Die Abkehr von der staatlichen Preispolitik führen die Agrarökonomen auch auf die Arbeit des Beirats zurück. Umwelt-, Klimaund Tierschutzziele könnten nicht allein über den Markt erreicht werden, sondern erforderten eine aktive Rolle des Staates. Vor übertriebenen Erwartungen an die Marktkräfte warnt der Agrarökonom und ehemalige Direktor bei der Organisation für wirtschaftliche Zusammenarbeit und Entwicklung (OECD), Prof. Stefan Tangermann. „Man kann weder das Tierwohl noch die Auswaschung von Nitrat ins Grundwasser oder den Schutz der Biodiversität dem Markt überlassen“, sagte Tangermann in einem Interview mit Agra Europe zum 75-jährigen Bestehen des Wissenschaftlichen Beirats für Agrarpolitik, Ernährung und gesundheitlichen Verbraucherschutz beim Bundeslandwirtschaftsministerium (BMEL).

Für Tangermann ist die Abkehr von staatlicher Preispolitik als Mittel zur Einkommensstützung das größte Verdienst des WBAE in den vergangenen Jahrzehnten. Dass sich die Agrarpolitik mittlerweile in diese Richtung bewegt habe, gehe jedoch nicht auf die deutschen Bundesregierungen zurück. Den Schwenk habe vielmehr die EU-Kommission vollzogen. Dem habe sich die deutsche Agrarpolitik angeschlossen, „anfangs schweren Herzens“.

Laut dem WBAE-Vorsitzenden Prof. Achim Spiller hat sich nichts an der damaligen Erkenntnis geändert, dass der Staat keine Einkommenspolitik über den Markt betreiben sollte. Inzwischen stehe man jedoch vor der Frage, wie die Transformation des Agrar- und Ernährungssystems in Richtung Nachhaltigkeit erreicht werden könne: „Wir haben es mit öffentlichen Gütern zu tun, die der Markt nicht hinreichend oder gar nicht bereitstellen kann.“ In Zeiten des Klimawandels, aber auch angesichts eines veränderten Mensch-Tier-Verhältnisses greife die Wissenschaft gesellschaftliche Herausforderungen auf, die eine aktive Politik benötigten, so Spiller.

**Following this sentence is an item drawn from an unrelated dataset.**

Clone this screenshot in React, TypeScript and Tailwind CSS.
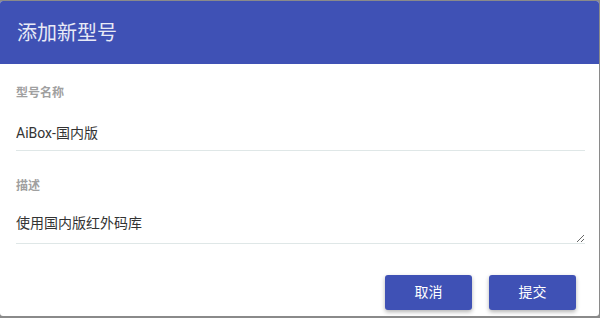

Der Göttinger Agrarökonom rechtfertigt das Engagement von Wissenschaftlern in der Zukunftskommission Landwirtschaft (ZKL). Anders als mittlerweile in Gesetzgebungsprozessen werde in solchen Stakeholder-Kommissionen ernsthaft miteinander um das beste Argument gerungen, um zu einem Konsens zu gelangen. Spiller: „In einer zunehmend polarisierten Gesellschaft kann der Wert eines solchen Dialogs kaum überschätzt werden.“ Tangermann stimmt dem zu. Ob Konsensrunden jedoch tatsächlich wirksam sein könnten, müsse sich erst erweisen.